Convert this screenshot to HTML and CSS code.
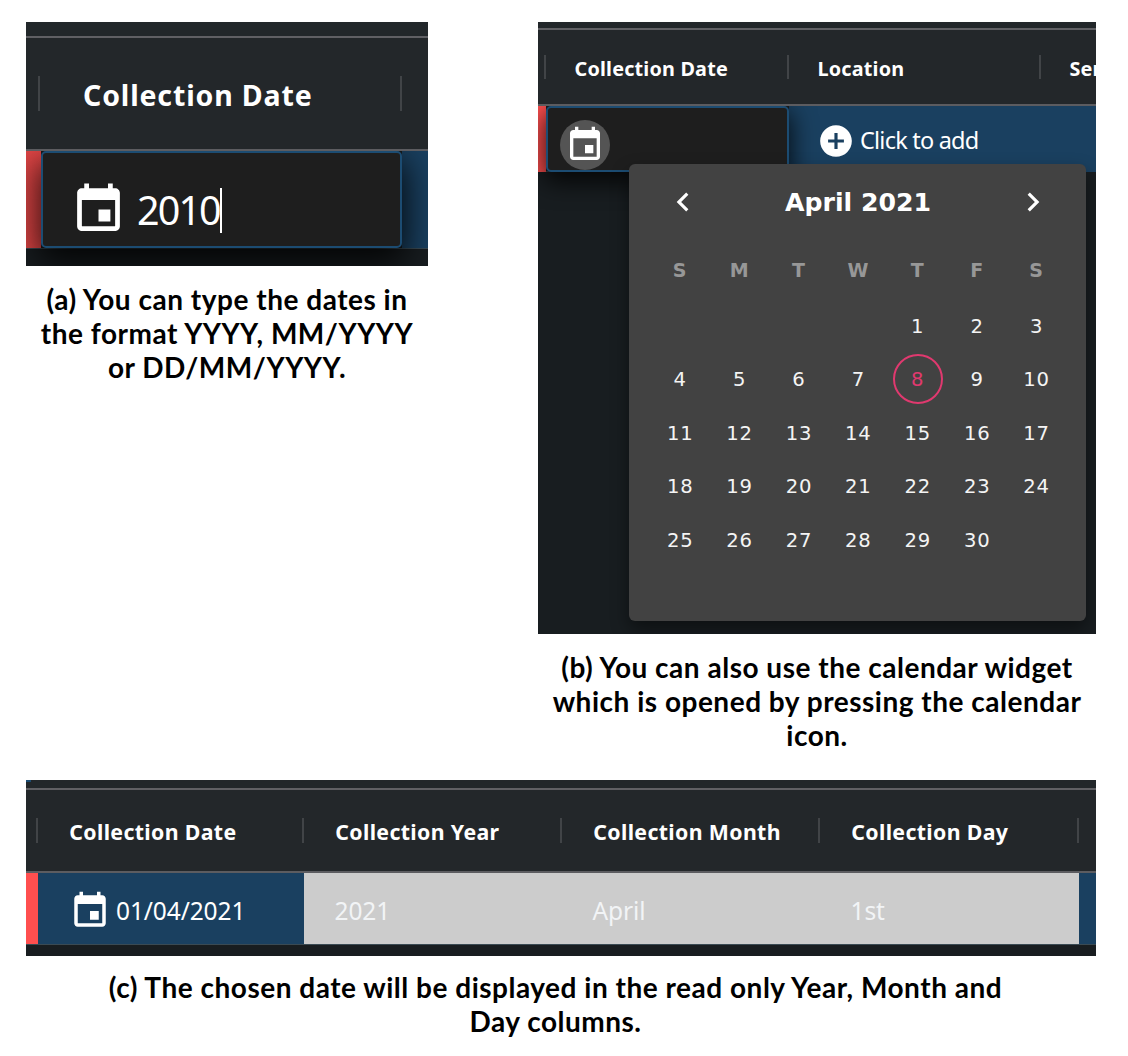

--

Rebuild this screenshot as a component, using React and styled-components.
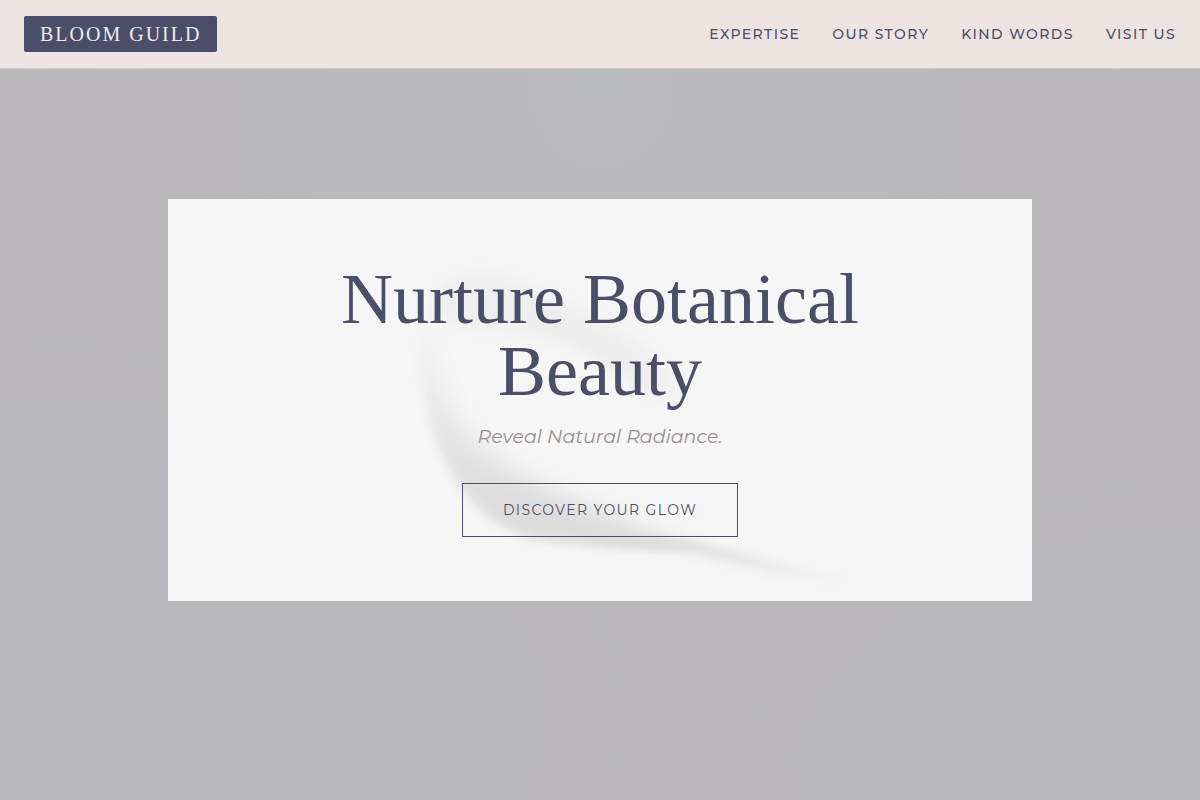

---

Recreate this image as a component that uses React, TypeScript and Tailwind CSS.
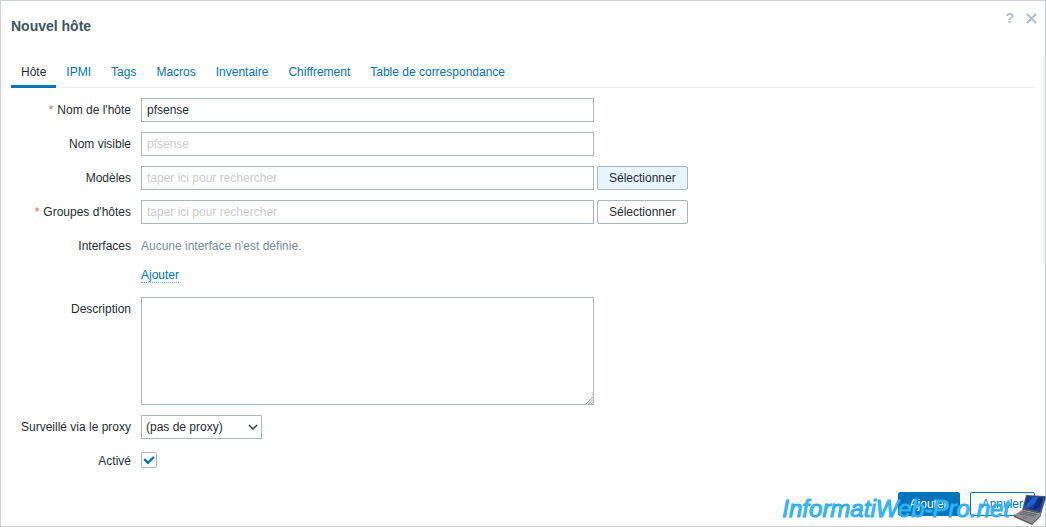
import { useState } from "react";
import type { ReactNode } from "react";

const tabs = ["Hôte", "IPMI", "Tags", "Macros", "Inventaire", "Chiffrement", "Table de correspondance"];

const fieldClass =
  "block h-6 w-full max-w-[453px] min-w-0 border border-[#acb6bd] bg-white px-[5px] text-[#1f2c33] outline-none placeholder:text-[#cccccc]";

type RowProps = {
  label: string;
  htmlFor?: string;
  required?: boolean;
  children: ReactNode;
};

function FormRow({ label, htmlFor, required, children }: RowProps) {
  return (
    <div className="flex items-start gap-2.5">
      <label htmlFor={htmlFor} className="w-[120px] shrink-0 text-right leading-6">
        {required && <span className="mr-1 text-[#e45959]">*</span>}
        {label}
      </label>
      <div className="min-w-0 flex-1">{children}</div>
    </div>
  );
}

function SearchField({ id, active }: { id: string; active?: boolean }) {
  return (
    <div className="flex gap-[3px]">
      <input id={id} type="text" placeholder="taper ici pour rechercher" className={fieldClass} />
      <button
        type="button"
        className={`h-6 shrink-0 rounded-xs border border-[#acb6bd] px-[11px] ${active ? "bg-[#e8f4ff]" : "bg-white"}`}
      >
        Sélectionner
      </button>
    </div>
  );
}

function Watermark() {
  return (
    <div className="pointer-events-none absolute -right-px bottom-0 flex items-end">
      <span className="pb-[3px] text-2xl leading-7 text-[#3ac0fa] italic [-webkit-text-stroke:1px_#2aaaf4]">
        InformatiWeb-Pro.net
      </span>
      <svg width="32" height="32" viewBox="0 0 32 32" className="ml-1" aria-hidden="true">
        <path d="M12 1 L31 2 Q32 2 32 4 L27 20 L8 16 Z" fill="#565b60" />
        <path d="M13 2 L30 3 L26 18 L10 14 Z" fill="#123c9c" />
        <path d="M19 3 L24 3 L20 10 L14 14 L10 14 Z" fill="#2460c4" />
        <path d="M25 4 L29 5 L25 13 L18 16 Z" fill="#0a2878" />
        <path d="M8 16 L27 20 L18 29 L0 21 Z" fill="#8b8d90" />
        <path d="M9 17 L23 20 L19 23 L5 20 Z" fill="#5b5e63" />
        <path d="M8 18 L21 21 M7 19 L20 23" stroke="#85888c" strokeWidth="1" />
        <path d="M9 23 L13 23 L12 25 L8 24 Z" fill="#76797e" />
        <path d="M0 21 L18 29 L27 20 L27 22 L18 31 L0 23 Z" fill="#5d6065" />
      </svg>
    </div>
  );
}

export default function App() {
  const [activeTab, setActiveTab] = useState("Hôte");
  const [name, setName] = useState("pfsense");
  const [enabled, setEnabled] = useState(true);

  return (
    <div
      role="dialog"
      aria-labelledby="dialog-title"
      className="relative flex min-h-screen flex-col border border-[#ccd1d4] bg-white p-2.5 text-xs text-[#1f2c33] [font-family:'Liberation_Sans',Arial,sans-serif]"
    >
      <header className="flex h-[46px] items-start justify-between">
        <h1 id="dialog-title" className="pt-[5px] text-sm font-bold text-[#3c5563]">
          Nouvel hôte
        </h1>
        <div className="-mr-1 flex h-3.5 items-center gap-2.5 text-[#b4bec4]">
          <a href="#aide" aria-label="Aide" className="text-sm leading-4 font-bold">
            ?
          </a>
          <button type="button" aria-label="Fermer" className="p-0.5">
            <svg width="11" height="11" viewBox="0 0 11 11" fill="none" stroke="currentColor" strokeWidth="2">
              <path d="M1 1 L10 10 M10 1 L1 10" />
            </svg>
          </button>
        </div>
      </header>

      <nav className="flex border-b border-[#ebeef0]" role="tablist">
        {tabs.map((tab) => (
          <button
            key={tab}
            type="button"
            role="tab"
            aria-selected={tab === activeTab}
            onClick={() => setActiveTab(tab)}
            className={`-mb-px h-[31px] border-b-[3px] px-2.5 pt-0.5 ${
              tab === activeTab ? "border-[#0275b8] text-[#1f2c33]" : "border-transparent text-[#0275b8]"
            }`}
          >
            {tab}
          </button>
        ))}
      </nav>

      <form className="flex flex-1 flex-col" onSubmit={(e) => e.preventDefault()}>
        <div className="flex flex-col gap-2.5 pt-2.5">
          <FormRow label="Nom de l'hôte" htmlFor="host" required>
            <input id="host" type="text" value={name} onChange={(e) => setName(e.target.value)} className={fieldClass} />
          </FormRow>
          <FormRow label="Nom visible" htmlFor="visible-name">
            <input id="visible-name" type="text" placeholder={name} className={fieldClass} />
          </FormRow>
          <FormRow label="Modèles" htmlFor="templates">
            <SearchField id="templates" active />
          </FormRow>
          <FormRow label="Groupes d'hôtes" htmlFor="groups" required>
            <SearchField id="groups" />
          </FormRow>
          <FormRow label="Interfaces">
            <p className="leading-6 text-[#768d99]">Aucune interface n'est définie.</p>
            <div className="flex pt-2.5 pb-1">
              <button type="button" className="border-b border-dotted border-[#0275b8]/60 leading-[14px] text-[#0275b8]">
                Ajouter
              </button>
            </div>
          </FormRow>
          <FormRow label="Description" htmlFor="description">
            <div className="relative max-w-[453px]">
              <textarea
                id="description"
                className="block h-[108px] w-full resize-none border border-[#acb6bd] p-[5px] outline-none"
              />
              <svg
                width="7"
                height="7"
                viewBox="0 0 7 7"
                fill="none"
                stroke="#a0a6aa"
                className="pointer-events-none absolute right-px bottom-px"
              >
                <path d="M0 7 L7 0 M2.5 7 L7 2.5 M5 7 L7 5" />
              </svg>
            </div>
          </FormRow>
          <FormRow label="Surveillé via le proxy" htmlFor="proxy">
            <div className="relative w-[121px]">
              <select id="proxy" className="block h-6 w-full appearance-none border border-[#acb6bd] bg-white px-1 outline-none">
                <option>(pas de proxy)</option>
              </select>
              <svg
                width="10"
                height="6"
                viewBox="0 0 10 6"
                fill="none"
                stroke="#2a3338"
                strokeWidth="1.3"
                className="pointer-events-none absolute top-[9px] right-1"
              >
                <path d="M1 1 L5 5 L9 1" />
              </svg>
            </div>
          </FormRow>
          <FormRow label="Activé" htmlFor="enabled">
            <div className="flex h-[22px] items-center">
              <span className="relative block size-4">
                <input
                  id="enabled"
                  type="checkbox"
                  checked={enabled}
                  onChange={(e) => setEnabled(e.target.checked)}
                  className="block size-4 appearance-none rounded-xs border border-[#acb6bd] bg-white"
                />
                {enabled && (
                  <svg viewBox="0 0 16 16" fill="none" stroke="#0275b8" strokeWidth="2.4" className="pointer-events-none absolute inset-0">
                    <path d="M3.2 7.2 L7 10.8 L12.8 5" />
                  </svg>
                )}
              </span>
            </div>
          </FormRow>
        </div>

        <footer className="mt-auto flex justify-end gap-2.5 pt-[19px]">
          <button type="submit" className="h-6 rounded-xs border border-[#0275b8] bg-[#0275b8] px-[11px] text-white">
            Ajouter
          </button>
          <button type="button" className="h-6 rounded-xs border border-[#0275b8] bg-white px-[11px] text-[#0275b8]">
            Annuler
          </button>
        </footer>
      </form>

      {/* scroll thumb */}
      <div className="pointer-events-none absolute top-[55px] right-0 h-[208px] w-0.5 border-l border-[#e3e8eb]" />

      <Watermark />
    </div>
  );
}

- **Problem details**
Of the lines in the material, how many hold the word "screenshot"? Reply with the number only.

- **Output**
2